Friday, December 16, 2011


Proposed alternate title: Rosemary for Remembrance

snowbound cover

Rose, a sensible widow, is stranded in a hunting lodge over Christmas due to a blizzard. The lodge's owner, Sir Lawrence Daunton, is there all alone, drinking himself into oblivion and having a pity party. Although Sir Lawrence's rakish reputation precedes him and Rose is determined not to fall for another rogue, they decide to crank the spit and roast some chicken anyway--IF YOU KNOW WHAT I MEAN--and they fall in love. But will Sir Lawrence be able to convince Rose he's a changed man before she marries someone else?

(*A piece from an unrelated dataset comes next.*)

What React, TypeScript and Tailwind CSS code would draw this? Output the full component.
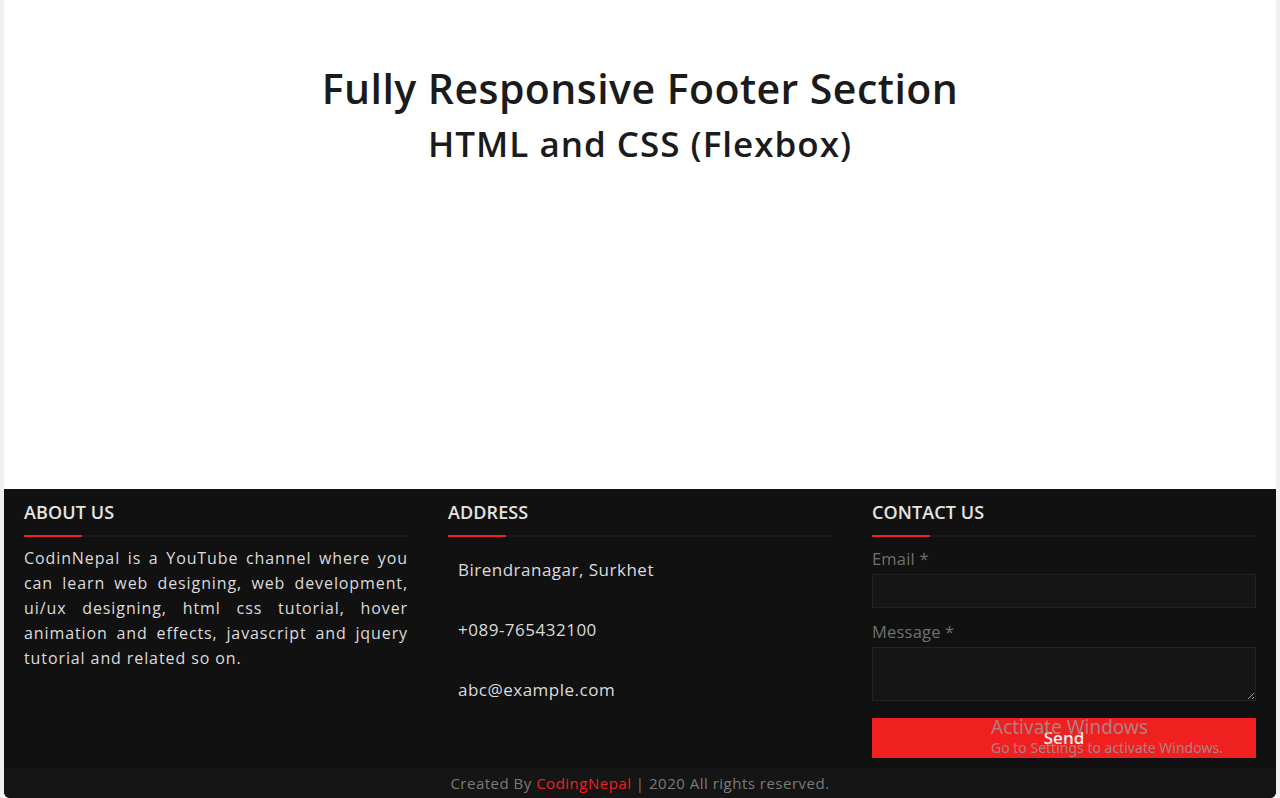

This book is what's called a "cabin romance"--kind of like a house party romance, but with only two people. Trapped alone together in a tiny space. Who knows what could happen?! The charm of a cabin romance is that two people who would otherwise not normally socialize have to cooperate and get to know one another very well by simple necessity. Unfortunately, in Snowbound with the Notorious Rake, Rose and Lawrence are of a similar social set and I'm not sure the 'cabin' part of their romance was necessary for them to 'fall in love.'

The book started out pretty good, if extremely silly. I really liked that Rose was practical and experienced, as well as the sexual aggressor in the relationship. Once the romance moved out of the hunting lodge, however, the story lost a lot of momentum and seemed to go into a rejection repeat cycle. There are reasons for Rose to be cautious about a relationship with Sir Lawrence, but since he never behaves in any way that's remotely rakish during the entire course of the novel and is pretty obviously reformed, her repeated rejections don't seem justified.

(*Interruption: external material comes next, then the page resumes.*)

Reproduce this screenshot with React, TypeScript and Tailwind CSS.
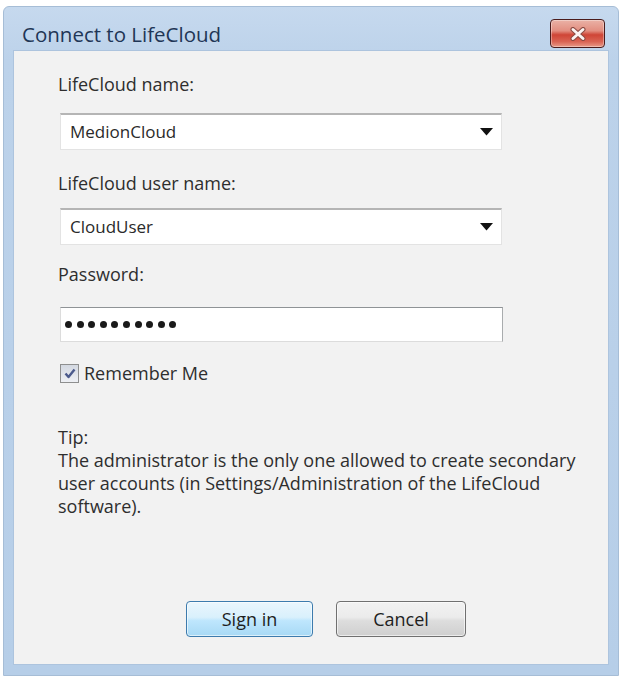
import React from "react";

const font = { fontFamily: '"Open Sans", "Noto Sans", sans-serif' };

function ComboBox({ value }: { value: string }) {
	return (
		<div className="ml-[2px] flex h-[37px] w-[442px] items-center justify-between border border-[#e3e3e3] border-t-[#b5b5b5] border-t-2 bg-white pl-[9px] pr-[7px]">
			<span className="text-[17px] leading-[22px] text-[#2a2a2a]">{value}</span>
			<svg width="13" height="8" viewBox="0 0 13 8" className="mr-[1px]">
				<path d="M0 0 H13 L6.5 7.5 Z" fill="#111" />
			</svg>
		</div>
	);
}

function CloseButton() {
	return (
		<div className="flex h-[29px] w-[55px] items-center justify-center rounded-[4px] border border-[#4a1c1c] bg-[linear-gradient(to_bottom,#eab2a6_0%,#e28e80_40%,#cf4536_55%,#d96353_80%,#e89a88_100%)] shadow-[inset_0_0_0_1px_rgba(255,255,255,0.35)]">
			<svg width="16" height="14" viewBox="0 0 16 14">
				<path d="M3 2.5 L13 11.5 M13 2.5 L3 11.5" stroke="#8a4a42" strokeWidth="5" strokeLinecap="round" />
				<path d="M3 2.5 L13 11.5 M13 2.5 L3 11.5" stroke="#fbf4f2" strokeWidth="3" strokeLinecap="round" />
			</svg>
		</div>
	);
}

export default function App() {
	return (
		<div className="min-h-[676px] w-[621px] bg-white pl-[3px] pt-[6px]" style={font}>
			<div className="flex h-[670px] w-[616px] flex-col rounded-t-[6px] border border-[#a6bdd6] bg-[linear-gradient(to_bottom,#c6d9ee_0%,#bcd2ea_8%,#b6cee8_100%)]">
				{/* title bar */}
				<div className="flex h-[43px] shrink-0 items-start justify-between pl-[18px] pr-[13px]">
					<span className="mt-[14px] text-[20.5px] leading-[26px] text-[#1f3656]">Connect to LifeCloud</span>
					<div className="mt-[12px]">
						<CloseButton />
					</div>
				</div>

				{/* client area */}
				<div className="mx-[9px] mb-[10px] flex flex-1 flex-col border border-[#adc4de] bg-[#f2f2f2] pl-[44px] text-[18px] leading-[24px] text-[#2e2e2e]">
					<p className="mt-[21px]">LifeCloud name:</p>
					<div className="mt-[17px]">
						<ComboBox value="MedionCloud" />
					</div>

					<p className="mt-[21px]">LifeCloud user name:</p>
					<div className="mt-[13px]">
						<ComboBox value="CloudUser" />
					</div>

					<p className="mt-[17px]">Password:</p>
					<div className="ml-[2px] mt-[21px] flex h-[35px] w-[443px] items-center gap-[4.6px] border border-[#dcdcdc] border-t-[#8f9396] border-r-[#a9acae] bg-white pl-[4px]">
						{Array.from({ length: 10 }).map((_, i) => (
							<span key={i} className="h-[7px] w-[7px] rounded-full bg-[#1a1a1a]" />
						))}
					</div>

					<div className="mt-[19px] flex h-[24px] items-center">
						<div className="ml-[2px] flex h-[19px] w-[19px] items-center justify-center border border-[#8e8f8f] bg-[linear-gradient(to_bottom,#d3d8e1,#eef0f4)]">
							<svg width="12" height="11" viewBox="0 0 12 11">
								<path d="M1.5 5.5 L4.5 9 L10.5 1.5" fill="none" stroke="#4b5a8c" strokeWidth="2.4" strokeLinejoin="round" />
							</svg>
						</div>
						<span className="ml-[5px]">Remember Me</span>
					</div>

					<div className="mt-[41px] w-[540px] leading-[23px]">
						<p>Tip:</p>
						<p>
							The administrator is the only one allowed to create secondary user accounts (in Settings/Administration of the LifeCloud
							software).
						</p>
					</div>

					<div className="mt-auto mb-[27px] ml-[128px] flex gap-[23px]">
						<button className="h-[36px] w-[127px] rounded-[4px] border border-[#3d7bad] bg-[linear-gradient(to_bottom,#eaf6fd_0%,#d9f0fc_45%,#bee6fd_55%,#a7d9f5_100%)] text-[18px] text-[#1e1e1e] shadow-[inset_0_0_0_1px_rgba(255,255,255,0.6)]">
							Sign in
						</button>
						<button className="h-[36px] w-[130px] rounded-[4px] border border-[#707070] bg-[linear-gradient(to_bottom,#f2f2f2_0%,#ebebeb_45%,#dddddd_55%,#cfcfcf_100%)] text-[18px] text-[#1e1e1e] shadow-[inset_0_0_0_1px_rgba(255,255,255,0.6)]">
							Cancel
						</button>
					</div>
				</div>
			</div>
		</div>
	);
}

Any connection between the two characters is indicated through tell and not show--the author tells us they feel a connection, but Rose's actions suggest rather that she believes Sir Lawrence has the moral compass of a Goldman-Sachs executive. Furthermore, it gets more and more difficult to sympathize with Rose because she's actually kind of mean; at one point she says, "I cannot imagine any sensible person asking you to stand godparent to their child." Wow, really? It's not as if he's a pedophile. Instead of telling Rose to go eff herself in a snowbank--which is what I would have done in his shoes--Sir Lawrence just brushes it off; but one has to wonder exactly how and why Rose is in love with someone of whom she has such a low opinion.

As for Sir Lawrence, he's just kinda there. He's actually actually very nice and polite and thoroughly bland. Rose's fiancee-the-second-time-around (don't most people usually break up after one of them decides they shouldn't get married?) is a total prat, yet she persists in thinking he's an upstanding citizen, which is another nail in her relatability coffin.

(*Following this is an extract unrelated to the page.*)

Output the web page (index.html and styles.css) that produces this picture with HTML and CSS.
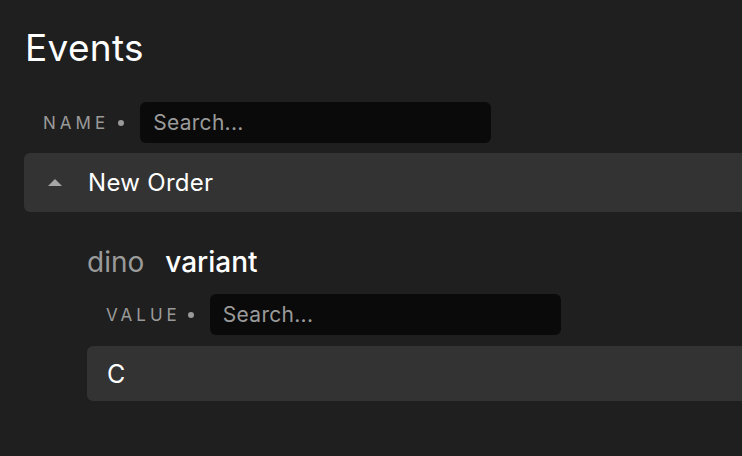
FILE: index.html
```html
<!DOCTYPE html>
<html>
<head>
<meta charset="utf-8">
<link rel="stylesheet" href="styles.css">
</head>
<body>
<main class="page">
  <h1 class="title">Events</h1>
  <div class="filter filter-name">
    <span class="filter-label">NAME</span>
    <span class="dot"></span>
    <input class="search" type="text" placeholder="Search...">
  </div>
  <div class="group">
    <div class="group-head">
      <svg class="caret" width="14" height="8" viewBox="0 0 14 8"><path d="M0 7 L7 0 L14 7 Z" fill="#a6a6a6"/></svg>
      <span class="group-name">New Order</span>
    </div>
    <div class="group-body">
      <div class="prop"><span class="prop-ns">dino</span><span class="prop-name">variant</span></div>
      <div class="filter filter-value">
        <span class="filter-label">VALUE</span>
        <span class="dot"></span>
        <input class="search" type="text" placeholder="Search...">
      </div>
      <div class="value-row">C</div>
    </div>
  </div>
</main>
</body>
</html>
```
FILE: styles.css
```css
html, body {
  margin: 0;
  padding: 0;
  background: #1f1f1f;
  overflow: hidden;
}
body {
  font-family: Inter, "Noto Sans", sans-serif;
  color: #fff;
}
.page {
  width: 1000px;
  padding: 24px 0 0 24px;
}
.title {
  margin: 0 0 0 1px;
  font-size: 37px;
  font-weight: 400;
  line-height: 48px;
  letter-spacing: 0.3px;
}
.filter {
  display: flex;
  align-items: center;
}
.filter-name {
  margin-top: 30px;
  padding-left: 19px;
}
.filter-name .dot {
  margin-left: 9px;
}
.filter-label {
  font-size: 17px;
  letter-spacing: 4px;
  color: #9a9a9a;
}
.dot {
  width: 6px;
  height: 6px;
  border-radius: 50%;
  background: #9a9a9a;
  margin: 0 16px 0 7px;
}
.search {
  width: 351px;
  height: 41px;
  box-sizing: border-box;
  border: none;
  outline: none;
  border-radius: 6px;
  background: #0a0a0a;
  padding: 0 13px;
  font-family: inherit;
  font-size: 21px;
  letter-spacing: 0.3px;
  color: #fff;
}
.search::placeholder {
  color: #9a9a9a;
}
.group {
  margin-top: 10px;
}
.group-head {
  display: flex;
  align-items: center;
  height: 59px;
  background: #333;
  border-radius: 6px 0 0 6px;
}
.caret {
  margin-left: 24px;
  margin-right: 26px;
}
.group-name {
  font-size: 24px;
  letter-spacing: 0.3px;
}
.group-body {
  padding-left: 63px;
}
.prop {
  margin-top: 33px;
  font-size: 28px;
  line-height: 34px;
}
.prop-ns {
  color: #9a9a9a;
  margin-right: 21px;
}
.prop-name {
  font-weight: 500;
}
.filter-value {
  margin-top: 15px;
  padding-left: 19px;
}
.value-row {
  margin-top: 11px;
  height: 55px;
  display: flex;
  align-items: center;
  padding-left: 20px;
  background: #333;
  border-radius: 6px 0 0 6px;
  font-size: 25px;
}
```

Overall this book is way too long, with tons of silliness that quickly descends into nonsensicalness. The characters aren't believable, and nothing very interesting happens. I will say that Rose's son, Sam, was the perfect balance between incorrigible child and convenient plot device, but beyond that I didn't find a lot to enjoy in this book.

Musical notes: "Last Christmas" by Wham! Eighties fashions!